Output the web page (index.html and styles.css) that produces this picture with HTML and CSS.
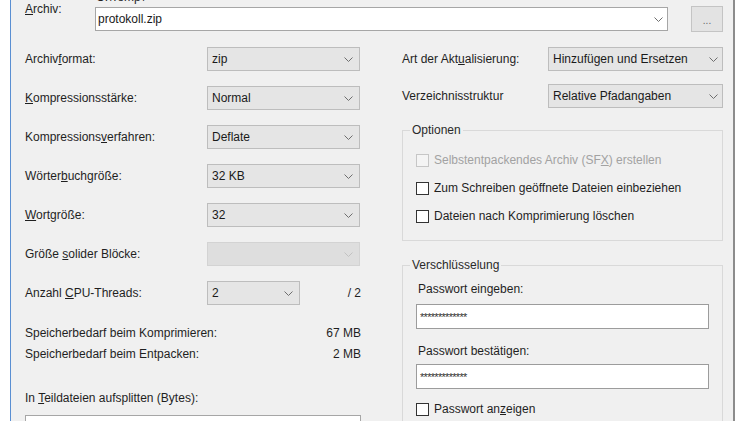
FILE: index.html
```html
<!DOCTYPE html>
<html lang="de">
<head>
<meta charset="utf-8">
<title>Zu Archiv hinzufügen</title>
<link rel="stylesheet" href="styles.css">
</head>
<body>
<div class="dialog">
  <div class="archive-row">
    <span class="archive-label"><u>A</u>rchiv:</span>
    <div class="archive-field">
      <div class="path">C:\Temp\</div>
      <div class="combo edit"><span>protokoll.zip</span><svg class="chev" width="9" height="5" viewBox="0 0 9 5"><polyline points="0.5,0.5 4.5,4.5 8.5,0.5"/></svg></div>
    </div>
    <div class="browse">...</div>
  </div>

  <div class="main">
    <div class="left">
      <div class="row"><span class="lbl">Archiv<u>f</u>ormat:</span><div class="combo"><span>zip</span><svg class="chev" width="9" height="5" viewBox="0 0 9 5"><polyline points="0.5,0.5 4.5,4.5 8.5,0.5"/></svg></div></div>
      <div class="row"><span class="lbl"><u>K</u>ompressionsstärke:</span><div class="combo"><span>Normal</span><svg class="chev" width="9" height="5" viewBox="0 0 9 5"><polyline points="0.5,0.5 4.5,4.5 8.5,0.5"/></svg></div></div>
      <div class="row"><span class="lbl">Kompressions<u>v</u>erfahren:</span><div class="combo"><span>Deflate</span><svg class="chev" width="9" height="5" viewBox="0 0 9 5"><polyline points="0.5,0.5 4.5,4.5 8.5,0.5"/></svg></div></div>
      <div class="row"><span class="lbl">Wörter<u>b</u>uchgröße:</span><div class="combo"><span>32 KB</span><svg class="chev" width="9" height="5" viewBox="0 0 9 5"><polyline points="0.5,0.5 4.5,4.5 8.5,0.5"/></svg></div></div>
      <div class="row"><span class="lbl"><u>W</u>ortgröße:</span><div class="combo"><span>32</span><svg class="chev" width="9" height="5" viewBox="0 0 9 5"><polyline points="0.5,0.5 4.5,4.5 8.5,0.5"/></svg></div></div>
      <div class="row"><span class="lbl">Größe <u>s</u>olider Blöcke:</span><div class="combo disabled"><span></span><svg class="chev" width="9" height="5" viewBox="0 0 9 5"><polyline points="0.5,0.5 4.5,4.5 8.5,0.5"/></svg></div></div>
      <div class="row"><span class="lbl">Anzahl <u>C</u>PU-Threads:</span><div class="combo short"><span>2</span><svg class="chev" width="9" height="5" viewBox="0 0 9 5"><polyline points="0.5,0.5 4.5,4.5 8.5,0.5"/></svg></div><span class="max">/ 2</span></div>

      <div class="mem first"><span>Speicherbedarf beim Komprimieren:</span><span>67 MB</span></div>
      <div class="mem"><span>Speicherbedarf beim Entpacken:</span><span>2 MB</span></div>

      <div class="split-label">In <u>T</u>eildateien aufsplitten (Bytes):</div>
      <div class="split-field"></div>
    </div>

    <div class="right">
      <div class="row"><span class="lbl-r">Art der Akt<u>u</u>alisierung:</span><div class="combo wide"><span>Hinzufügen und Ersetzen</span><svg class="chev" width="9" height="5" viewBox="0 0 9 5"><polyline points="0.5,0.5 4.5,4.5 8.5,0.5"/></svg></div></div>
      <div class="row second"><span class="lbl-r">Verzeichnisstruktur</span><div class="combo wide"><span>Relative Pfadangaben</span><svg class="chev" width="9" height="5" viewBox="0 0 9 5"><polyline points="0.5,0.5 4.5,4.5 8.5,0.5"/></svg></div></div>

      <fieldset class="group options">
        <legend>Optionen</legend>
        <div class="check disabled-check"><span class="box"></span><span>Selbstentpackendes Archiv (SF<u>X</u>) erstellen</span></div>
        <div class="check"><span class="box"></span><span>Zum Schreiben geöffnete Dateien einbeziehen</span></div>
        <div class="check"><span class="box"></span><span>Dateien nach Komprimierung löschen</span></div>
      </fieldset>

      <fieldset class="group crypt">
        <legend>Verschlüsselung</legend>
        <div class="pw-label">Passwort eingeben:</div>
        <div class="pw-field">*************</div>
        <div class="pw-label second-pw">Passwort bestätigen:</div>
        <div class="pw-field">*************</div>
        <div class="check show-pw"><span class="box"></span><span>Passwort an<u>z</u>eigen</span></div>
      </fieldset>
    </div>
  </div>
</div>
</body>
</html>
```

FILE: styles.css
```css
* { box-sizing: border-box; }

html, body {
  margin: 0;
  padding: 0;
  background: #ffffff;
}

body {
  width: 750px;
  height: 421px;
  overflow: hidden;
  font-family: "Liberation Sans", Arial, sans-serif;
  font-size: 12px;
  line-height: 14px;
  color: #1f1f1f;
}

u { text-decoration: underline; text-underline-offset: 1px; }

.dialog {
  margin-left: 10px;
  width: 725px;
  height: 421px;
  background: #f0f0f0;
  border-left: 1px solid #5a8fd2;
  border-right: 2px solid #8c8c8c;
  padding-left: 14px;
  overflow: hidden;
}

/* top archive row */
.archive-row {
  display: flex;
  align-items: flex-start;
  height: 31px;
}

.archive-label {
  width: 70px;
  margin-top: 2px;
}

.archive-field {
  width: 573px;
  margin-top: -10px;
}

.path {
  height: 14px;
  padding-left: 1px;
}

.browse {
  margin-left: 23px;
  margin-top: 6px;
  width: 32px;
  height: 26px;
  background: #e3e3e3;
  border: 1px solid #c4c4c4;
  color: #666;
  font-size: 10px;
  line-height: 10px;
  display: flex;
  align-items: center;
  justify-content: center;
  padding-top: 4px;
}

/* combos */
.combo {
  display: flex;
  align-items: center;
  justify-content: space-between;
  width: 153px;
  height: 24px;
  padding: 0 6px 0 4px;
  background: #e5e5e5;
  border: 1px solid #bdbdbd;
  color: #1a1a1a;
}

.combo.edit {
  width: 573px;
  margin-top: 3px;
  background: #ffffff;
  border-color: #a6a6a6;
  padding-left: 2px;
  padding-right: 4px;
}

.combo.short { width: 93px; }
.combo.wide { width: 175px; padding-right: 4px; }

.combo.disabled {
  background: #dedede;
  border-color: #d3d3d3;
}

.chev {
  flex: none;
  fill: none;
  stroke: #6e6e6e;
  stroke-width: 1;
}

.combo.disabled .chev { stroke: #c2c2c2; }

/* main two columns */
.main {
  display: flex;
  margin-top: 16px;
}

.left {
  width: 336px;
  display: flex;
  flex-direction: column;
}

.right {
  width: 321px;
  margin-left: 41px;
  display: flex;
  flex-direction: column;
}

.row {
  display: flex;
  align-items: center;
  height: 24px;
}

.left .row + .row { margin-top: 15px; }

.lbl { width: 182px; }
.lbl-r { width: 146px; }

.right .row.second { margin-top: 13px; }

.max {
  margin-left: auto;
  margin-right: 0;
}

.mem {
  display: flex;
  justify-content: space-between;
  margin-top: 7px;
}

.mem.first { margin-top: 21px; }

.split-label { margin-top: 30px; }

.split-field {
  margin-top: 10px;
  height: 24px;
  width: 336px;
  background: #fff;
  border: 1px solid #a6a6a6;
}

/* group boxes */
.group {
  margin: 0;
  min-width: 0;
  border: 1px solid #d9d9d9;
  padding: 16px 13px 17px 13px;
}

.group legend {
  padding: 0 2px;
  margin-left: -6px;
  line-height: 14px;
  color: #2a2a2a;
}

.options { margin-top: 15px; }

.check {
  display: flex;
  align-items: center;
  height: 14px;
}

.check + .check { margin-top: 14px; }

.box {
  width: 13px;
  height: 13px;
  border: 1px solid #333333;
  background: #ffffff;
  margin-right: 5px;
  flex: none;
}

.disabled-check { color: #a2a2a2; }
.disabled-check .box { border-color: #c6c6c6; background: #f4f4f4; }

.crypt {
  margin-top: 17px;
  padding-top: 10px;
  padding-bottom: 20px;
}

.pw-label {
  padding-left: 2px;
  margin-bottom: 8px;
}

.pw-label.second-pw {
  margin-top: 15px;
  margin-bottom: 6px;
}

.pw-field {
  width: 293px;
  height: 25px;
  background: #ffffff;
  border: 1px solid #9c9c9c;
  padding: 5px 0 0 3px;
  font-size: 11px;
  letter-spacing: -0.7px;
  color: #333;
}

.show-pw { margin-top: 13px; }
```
┄┄┄┄┄┄┄┄┄┄┄┄┄┄┄┄┄┄┄┄
> [What you need to do]
Identify all lines where the word "index" shows up. Copy them.

> [Task output]
Output the web page (index.html and styles.css) that produces this picture with HTML and CSS.
FILE: index.html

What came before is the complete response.